**Given instruction:**
Write out the material exactly, without any of its pictures.

━━━━━━━━━━━━━━━━━━━━━━━━━━━━━━

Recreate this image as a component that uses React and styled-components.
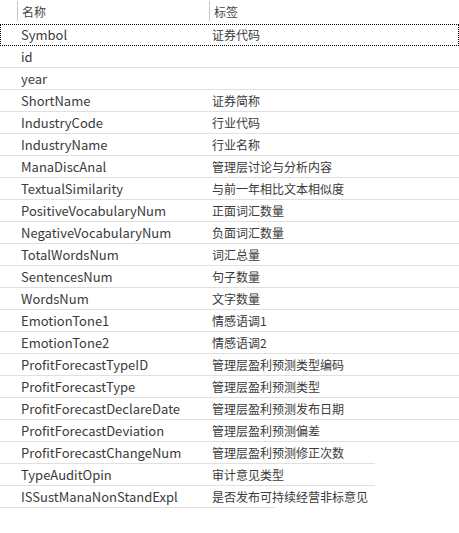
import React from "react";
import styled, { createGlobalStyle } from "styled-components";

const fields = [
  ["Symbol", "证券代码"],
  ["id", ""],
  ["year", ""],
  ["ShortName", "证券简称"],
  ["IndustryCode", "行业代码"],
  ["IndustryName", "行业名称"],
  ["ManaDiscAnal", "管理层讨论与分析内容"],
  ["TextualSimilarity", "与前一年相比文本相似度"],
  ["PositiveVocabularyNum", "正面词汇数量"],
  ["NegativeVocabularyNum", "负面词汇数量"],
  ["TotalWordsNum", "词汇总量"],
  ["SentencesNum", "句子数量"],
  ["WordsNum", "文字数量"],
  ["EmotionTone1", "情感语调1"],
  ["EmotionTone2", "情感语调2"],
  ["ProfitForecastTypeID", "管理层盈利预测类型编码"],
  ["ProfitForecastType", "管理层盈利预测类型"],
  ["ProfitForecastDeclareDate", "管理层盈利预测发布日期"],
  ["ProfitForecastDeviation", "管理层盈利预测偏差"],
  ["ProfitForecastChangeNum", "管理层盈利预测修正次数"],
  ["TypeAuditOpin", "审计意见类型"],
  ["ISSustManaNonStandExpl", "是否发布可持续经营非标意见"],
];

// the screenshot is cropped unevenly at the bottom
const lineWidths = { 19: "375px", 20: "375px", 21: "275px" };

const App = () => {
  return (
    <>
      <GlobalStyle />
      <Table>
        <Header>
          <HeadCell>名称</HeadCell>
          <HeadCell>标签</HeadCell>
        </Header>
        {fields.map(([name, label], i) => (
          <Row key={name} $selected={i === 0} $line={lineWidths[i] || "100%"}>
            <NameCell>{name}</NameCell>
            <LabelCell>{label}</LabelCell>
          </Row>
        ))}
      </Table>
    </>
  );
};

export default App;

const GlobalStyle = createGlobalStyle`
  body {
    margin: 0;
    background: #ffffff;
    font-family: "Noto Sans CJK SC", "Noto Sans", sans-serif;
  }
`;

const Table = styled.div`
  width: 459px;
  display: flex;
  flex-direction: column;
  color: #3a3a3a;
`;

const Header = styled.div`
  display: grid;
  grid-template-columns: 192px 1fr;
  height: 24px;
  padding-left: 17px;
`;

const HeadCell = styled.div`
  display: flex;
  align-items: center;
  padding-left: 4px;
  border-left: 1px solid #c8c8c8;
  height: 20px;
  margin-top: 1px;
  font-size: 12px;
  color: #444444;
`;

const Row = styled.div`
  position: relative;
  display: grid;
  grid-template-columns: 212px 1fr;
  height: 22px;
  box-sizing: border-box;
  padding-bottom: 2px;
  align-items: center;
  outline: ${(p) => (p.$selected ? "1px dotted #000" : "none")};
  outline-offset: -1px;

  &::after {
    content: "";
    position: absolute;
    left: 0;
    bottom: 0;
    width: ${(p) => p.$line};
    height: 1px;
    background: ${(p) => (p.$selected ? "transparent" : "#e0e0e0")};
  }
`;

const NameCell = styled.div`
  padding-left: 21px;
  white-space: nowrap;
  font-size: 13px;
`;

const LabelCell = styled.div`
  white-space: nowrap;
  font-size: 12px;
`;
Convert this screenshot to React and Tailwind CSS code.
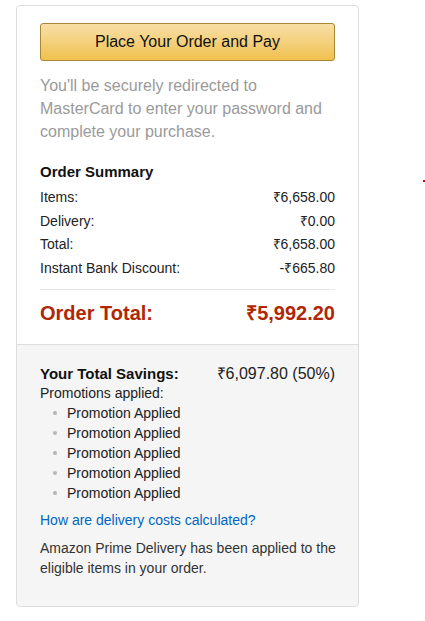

━━━━━━━━━━━━━━━━━━━━━━━━━━━━━━

**Solution to the problem:**
Recreate this image as a component that uses React and styled-components.
import React from "react";
import styled, { createGlobalStyle } from "styled-components";

const fields = [
  ["Symbol", "证券代码"],
  ["id", ""],
  ["year", ""],
  ["ShortName", "证券简称"],
  ["IndustryCode", "行业代码"],
  ["IndustryName", "行业名称"],
  ["ManaDiscAnal", "管理层讨论与分析内容"],
  ["TextualSimilarity", "与前一年相比文本相似度"],
  ["PositiveVocabularyNum", "正面词汇数量"],
  ["NegativeVocabularyNum", "负面词汇数量"],
  ["TotalWordsNum", "词汇总量"],
  ["SentencesNum", "句子数量"],
  ["WordsNum", "文字数量"],
  ["EmotionTone1", "情感语调1"],
  ["EmotionTone2", "情感语调2"],
  ["ProfitForecastTypeID", "管理层盈利预测类型编码"],
  ["ProfitForecastType", "管理层盈利预测类型"],
  ["ProfitForecastDeclareDate", "管理层盈利预测发布日期"],
  ["ProfitForecastDeviation", "管理层盈利预测偏差"],
  ["ProfitForecastChangeNum", "管理层盈利预测修正次数"],
  ["TypeAuditOpin", "审计意见类型"],
  ["ISSustManaNonStandExpl", "是否发布可持续经营非标意见"],
];

// the screenshot is cropped unevenly at the bottom
const lineWidths = { 19: "375px", 20: "375px", 21: "275px" };

const App = () => {
  return (
    <>
      <GlobalStyle />
      <Table>
        <Header>
          <HeadCell>名称</HeadCell>
          <HeadCell>标签</HeadCell>
        </Header>
        {fields.map(([name, label], i) => (
          <Row key={name} $selected={i === 0} $line={lineWidths[i] || "100%"}>
            <NameCell>{name}</NameCell>
            <LabelCell>{label}</LabelCell>
          </Row>
        ))}
      </Table>
    </>
  );
};

export default App;

const GlobalStyle = createGlobalStyle`
  body {
    margin: 0;
    background: #ffffff;
    font-family: "Noto Sans CJK SC", "Noto Sans", sans-serif;
  }
`;

const Table = styled.div`
  width: 459px;
  display: flex;
  flex-direction: column;
  color: #3a3a3a;
`;

const Header = styled.div`
  display: grid;
  grid-template-columns: 192px 1fr;
  height: 24px;
  padding-left: 17px;
`;

const HeadCell = styled.div`
  display: flex;
  align-items: center;
  padding-left: 4px;
  border-left: 1px solid #c8c8c8;
  height: 20px;
  margin-top: 1px;
  font-size: 12px;
  color: #444444;
`;

const Row = styled.div`
  position: relative;
  display: grid;
  grid-template-columns: 212px 1fr;
  height: 22px;
  box-sizing: border-box;
  padding-bottom: 2px;
  align-items: center;
  outline: ${(p) => (p.$selected ? "1px dotted #000" : "none")};
  outline-offset: -1px;

  &::after {
    content: "";
    position: absolute;
    left: 0;
    bottom: 0;
    width: ${(p) => p.$line};
    height: 1px;
    background: ${(p) => (p.$selected ? "transparent" : "#e0e0e0")};
  }
`;

const NameCell = styled.div`
  padding-left: 21px;
  white-space: nowrap;
  font-size: 13px;
`;

const LabelCell = styled.div`
  white-space: nowrap;
  font-size: 12px;
`;
Convert this screenshot to React and Tailwind CSS code.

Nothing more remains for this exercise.